Comment 14 for bug 1081104

Revision history for this message
Chris Rossi (chris-archimedeanco) wrote :

Use of libreoffice at the command line is fairly straightforward. I used a small .docx file sent to me by my daughter's preschool to test, as well as an NDA sent to me by a client. LibreOffice is noticeably slower than doctotext. Here are some sample times, first for doctotext:

crossi@spirit:~/download$ time doctotext TLG\ Garden\ Rules.docx > test.txt
Using ODF/OOXML parser.

real 0m0.012s
user 0m0.004s
sys 0m0.004s
crossi@spirit:~/download$ time doctotext TLG\ Garden\ Rules.docx > test.txt
Using ODF/OOXML parser.

real 0m0.014s
user 0m0.012s
sys 0m0.000s
crossi@spirit:~/download$ time doctotext TLG\ Garden\ Rules.docx > test.txt
Using ODF/OOXML parser.

real 0m0.012s
user 0m0.004s
sys 0m0.004s
crossi@spirit:~/download$ time doctotext TLG\ Garden\ Rules.docx > test.txt
Using ODF/OOXML parser.

real 0m0.012s
user 0m0.000s
sys 0m0.008s

And now for LibreOffice:

crossi@spirit:~/download$ time libreoffice --convert-to txt:Text --headless TLG\ Garden\ Rules.docx
convert /home/crossi/download/TLG Garden Rules.docx -> /home/crossi/download/TLG Garden Rules.txt using Text
Overwriting: /home/crossi/download/TLG Garden Rules.txt

real 0m0.479s
user 0m0.376s
sys 0m0.072s
crossi@spirit:~/download$ time libreoffice --convert-to txt:Text --headless TLG\ Garden\ Rules.docx
convert /home/crossi/download/TLG Garden Rules.docx -> /home/crossi/download/TLG Garden Rules.txt using Text
Overwriting: /home/crossi/download/TLG Garden Rules.txt

real 0m0.464s
user 0m0.376s
sys 0m0.064s
crossi@spirit:~/download$ time libreoffice --convert-to txt:Text --headless TLG\ Garden\ Rules.docx
convert /home/crossi/download/TLG Garden Rules.docx -> /home/crossi/download/TLG Garden Rules.txt using Text
Overwriting: /home/crossi/download/TLG Garden Rules.txt

real 0m0.452s
user 0m0.388s
sys 0m0.040s
crossi@spirit:~/download$ time libreoffice --convert-to txt:Text --headless TLG\ Garden\ Rules.docx
convert /home/crossi/download/TLG Garden Rules.docx -> /home/crossi/download/TLG Garden Rules.txt using Text
Overwriting: /home/crossi/download/TLG Garden Rules.txt

real 0m0.476s
user 0m0.360s
sys 0m0.080s

As you can see, the doctotext performance is very good, usually no more than about 15 seconds of real time. LibreOffice performance, by comparison, is marginal, adding about half a second per document for any request that needs it. Given performance that we already put up with, it's not horribly out of bounds, but it doesn't give me a warm fuzzy feeling either. I have a fairly zippy laptop with an SSD, so probably performance on one of Gocept's VMs would be worse. We should probably have Gocept install LibreOffice on a staging or dev server so we can look at what the real world performance might be.

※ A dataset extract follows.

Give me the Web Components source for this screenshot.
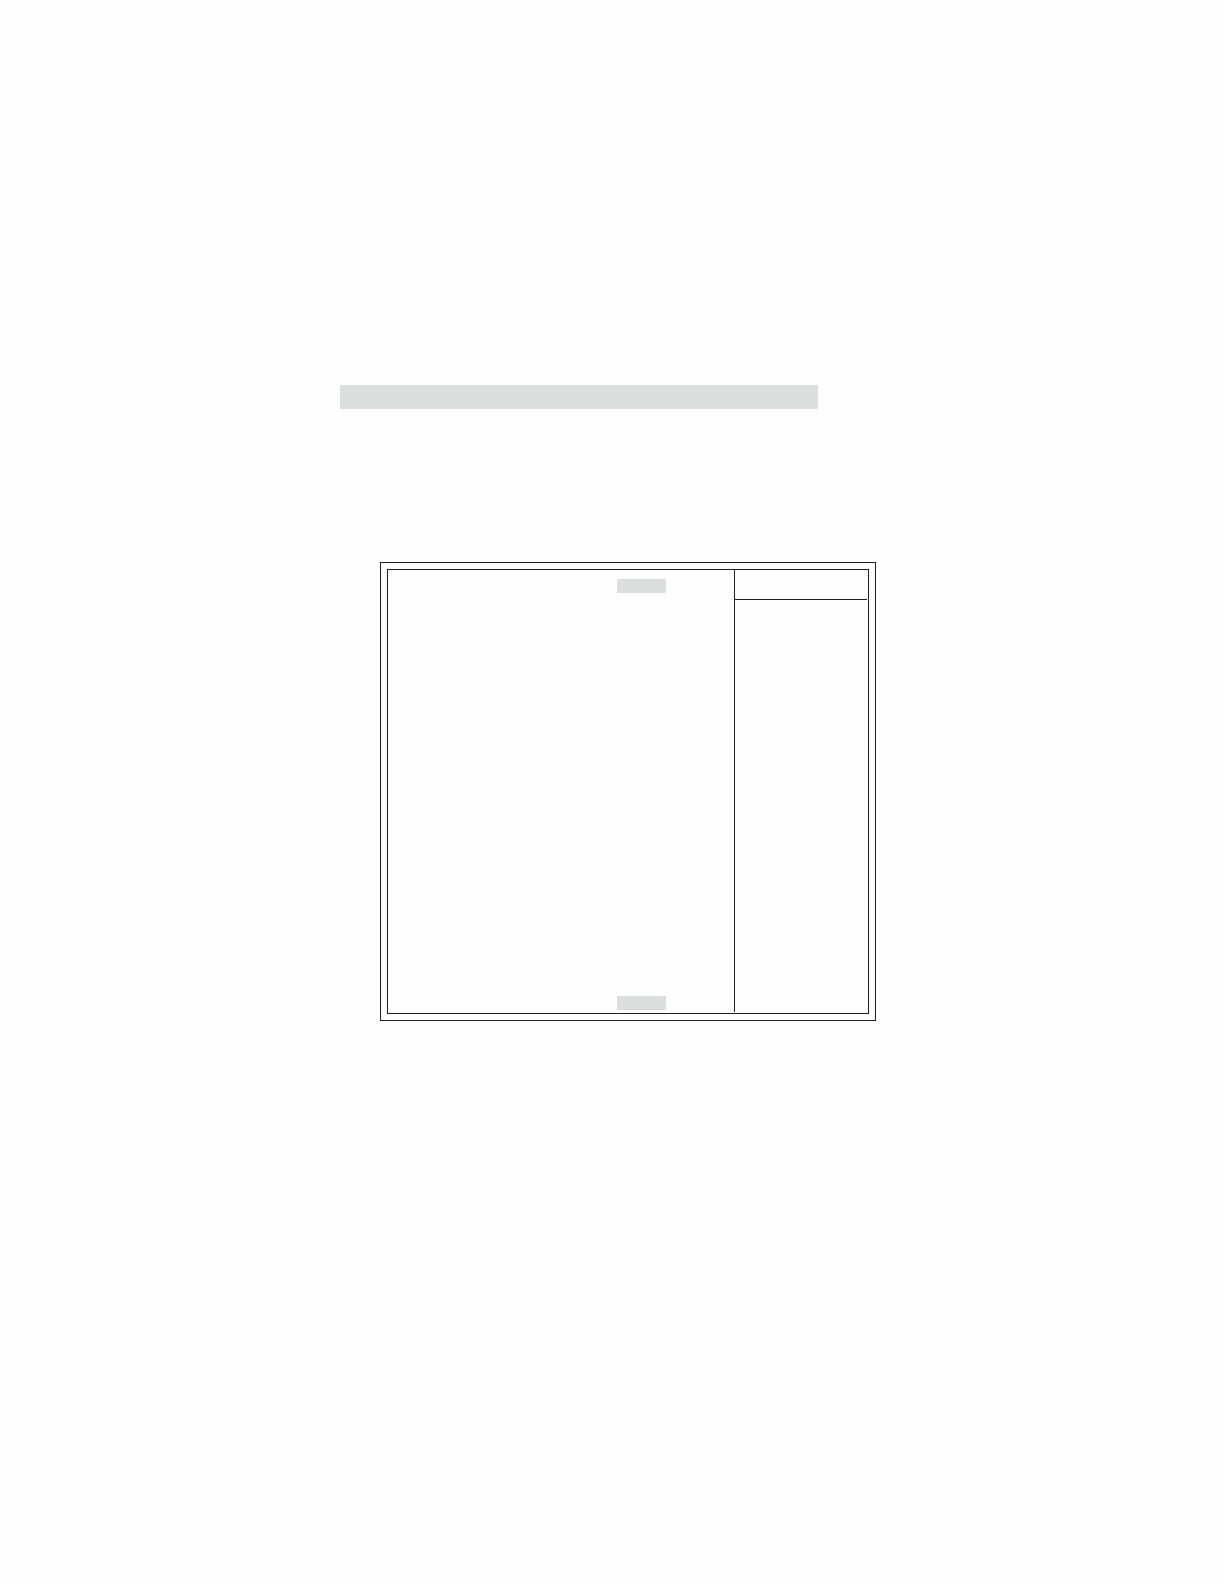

I also did use diff to look at quality of output. LibreOffice seems to do better than doctotext, but not in any way that impacts search. LibreOffice does a better job of preserving whitespace formatting and for some reason doctotext is discarding numbers from enumerated lists. So for example, if I have an enumerated list in my document, LibreOffice gives:

1. One thing
2. Another thing
3. And a third thing

Where doctotext yields:

One thing
Another thing
And a third thing

Given that our goal is to extract text to feed to full text search, this is not a relevant difference. I did not notice any differences in output that seemed like they might be relevant for search.